# Written instruction:
In the data below, find every line that has the string "components", and copy it.

# Data segment:

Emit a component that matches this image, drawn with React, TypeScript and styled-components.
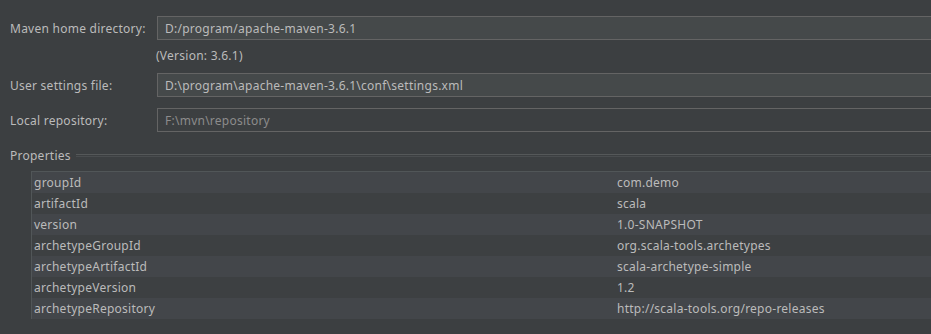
import React from "react";
import styled, { createGlobalStyle } from "styled-components";

const GlobalStyle = createGlobalStyle`
  html, body {
    margin: 0;
    padding: 0;
    background: #3c3f41;
    overflow: hidden;
  }
  body {
    font-family: "Noto Sans", "Liberation Sans", sans-serif;
    font-size: 12px;
    letter-spacing: 0.25px;
    color: #bbbbbb;
  }
`;

const Page = styled.div`
  width: 931px;
  height: 334px;
  padding-top: 16px;
  box-sizing: border-box;
`;

const Form = styled.div`
  display: grid;
  grid-template-columns: 157px 1fr;
  padding-left: 10px;
`;

const Label = styled.div<{ $top?: number }>`
  display: flex;
  align-items: center;
  height: 24px;
  margin-top: ${(p) => p.$top ?? 0}px;
  white-space: nowrap;
`;

const Field = styled.div<{ $disabled?: boolean; $top?: number }>`
  height: 24px;
  box-sizing: border-box;
  margin-top: ${(p) => p.$top ?? 0}px;
  margin-left: -10px;
  margin-right: -6px;
  display: flex;
  align-items: center;
  padding-left: 7px;
  border: 1px solid #646464;
  background: ${(p) => (p.$disabled ? "#3c3f41" : "#45494a")};
  color: ${(p) => (p.$disabled ? "#8c8c8c" : "#bbbbbb")};
  white-space: nowrap;
`;

const Hint = styled.div`
  grid-column: 2;
  margin-left: -11px;
  height: 18px;
  margin-top: 6px;
  margin-bottom: 9px;
  display: flex;
  align-items: center;
`;

const Spacer = styled.div`
  grid-column: 1;
`;

const SectionTitle = styled.div`
  display: flex;
  align-items: center;
  gap: 5px;
  margin-top: 15px;
  padding-left: 10px;
  height: 16px;
`;

const TitleLine = styled.div`
  flex: 1;
  height: 1px;
  border-top: 1px solid #555859;
  border-bottom: 1px solid #4a4d4f;
`;

const Table = styled.div`
  margin: 8px 0 0 31px;
  border-top: 1px solid #515658;
  border-left: 1px solid #515658;
`;

const Row = styled.div<{ $odd: boolean }>`
  display: grid;
  grid-template-columns: 583px 1fr;
  height: 21px;
  align-items: center;
  background: ${(p) => (p.$odd ? "#43464a" : "#3d4042")};
  white-space: nowrap;
`;

const Cell = styled.div`
  padding-left: 2px;
`;

const props: [string, string][] = [
  ["groupId", "com.demo"],
  ["artifactId", "scala"],
  ["version", "1.0-SNAPSHOT"],
  ["archetypeGroupId", "org.scala-tools.archetypes"],
  ["archetypeArtifactId", "scala-archetype-simple"],
  ["archetypeVersion", "1.2"],
  ["archetypeRepository", "http://scala-tools.org/repo-releases"],
];

export default function App() {
  return (
    <Page>
      <GlobalStyle />
      <Form>
        <Label>Maven home directory:</Label>
        <Field>D:/program/apache-maven-3.6.1</Field>
        <Spacer />
        <Hint>(Version: 3.6.1)</Hint>
        <Label>User settings file:</Label>
        <Field>D:\program\apache-maven-3.6.1\conf\settings.xml</Field>
        <Label $top={11}>Local repository:</Label>
        <Field $top={11} $disabled>
          F:\mvn\repository
        </Field>
      </Form>
      <SectionTitle>
        Properties
        <TitleLine />
      </SectionTitle>
      <Table>
        {props.map(([k, v], i) => (
          <Row key={k} $odd={i % 2 === 0}>
            <Cell>{k}</Cell>
            <Cell>{v}</Cell>
          </Row>
        ))}
      </Table>
    </Page>
  );
}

# Reply:
Emit a component that matches this image, drawn with React, TypeScript and styled-components.
import styled, { createGlobalStyle } from "styled-components";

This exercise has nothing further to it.